Eyewitnesses in the big top told how the circus turned into a "horror movie".

Gordon Contegiacomo was 18 and sitting in one of the back rows with his brother.

"It was just chaotic. The lions were first on but they came straight back out again after they had gone off," he said. "I saw a guy in blue overalls come running back in the ring like a bat out of hell. We were lucky to get out quite quickly."

Lynne Stead, of Haven Avenue, Grimsby, was sitting at the ringside with her son Paul.

"The lions had been performing but did not seem to want to play," she said. "Music came on after the performance and I looked round to see people stampeding from the back. Someone shouted the lions are on the loose. I grabbed Paul and got him out."

One of the lions was captured after being trapped in the Grimsby Cleethorpes Transport bus depot, now operated by Stagecoach. Brian Doyle, a club steward for Grimsby Cleethorpes Transport, told the Telegraph there were around 30 staff in the building at the time.

He said: "It just kept roaring and roaring. It was obviously on the defensive and nobody was sure how it was going to react. I've seen a lot happen on GCT property, but never a lion."

Despite the escape – and further protests by activists – the show went on the next night as normal as scores of families refused to let the drama stop their evening out.

Michelle Hurst, now deputy editor of the newspaper, was a reporter at the time of the incident.

Here she recalls her experience: “I just couldn’t believe the words I was hearing - lions escaping! “It’s the stuff of films. The stuff of comedies… but this was no comedy.

“That said, when I was asked if I could work that night to write reports for an early morning edition, I jumped at the chance. It was, after all, the stuff of journalists’ dreams.

“And though I’ve worked many nights since, the one I will always remember the most is when lions roamed around Grimsby town centre.

“I was dispatched to the scene alongside another reporter. I remember the darkness. Whether the street lights were not as powerful then, or whether it was a cloudy night masking the moon, I don’t know, but it was difficult to make things out – and, thinking back, I think that was a good thing!

“For while the other reporter went off in one direction, and I was trying to find people near to the bus station.

“That was where one red-nosed clown was hailed a hero after chasing one of the lions.

“I saw the clown and then I saw what he was following – a dark shadow that I can only believe was one of the lions, slowly ambling along totally unaware of the chaos and terror it was causing! And then it was gone … into the bus station.

“Of course, in those days, mobile phones didn’t exist so the full extent of what happened only became clear when all staff had reconvened in the office after the lions were caught and we began writing articles for the special edition.

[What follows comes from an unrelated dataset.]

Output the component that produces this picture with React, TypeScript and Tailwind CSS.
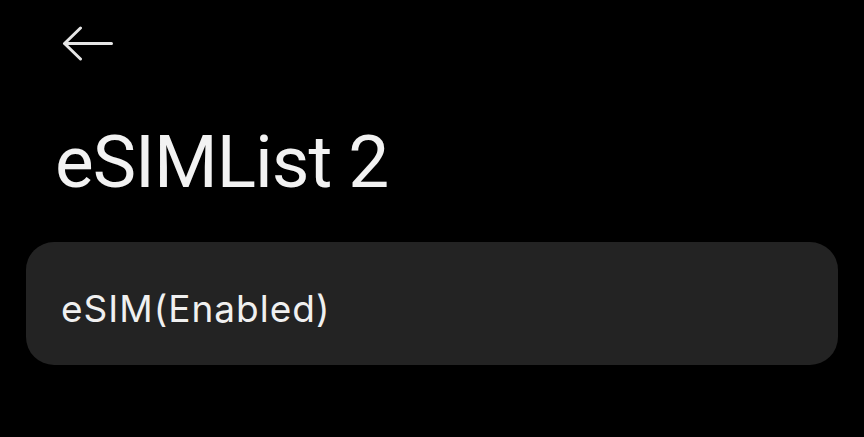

“It was a night of high drama – certainly one I was thrilled as a journalist to be involved in – although looking back I still can’t quite believe it!”

The Grimsby Book of Days

Lucy Wood is the author of 'The Grimsby Book of Days'. Taking you through the year day by day, The Grimsby Book of Days contains quirky, eccentric, shocking, amusing and important events and facts from different periods in the history of the town. Ideal for dipping into, this addictive little book will keep you entertained and informed. Featuring hundreds of snippets of information gleaned from the vaults of Grimsby’s archives and covering the social, political, religious, agricultural, criminal, industrial and sporting history of the region, it will delight residents and visitors alike.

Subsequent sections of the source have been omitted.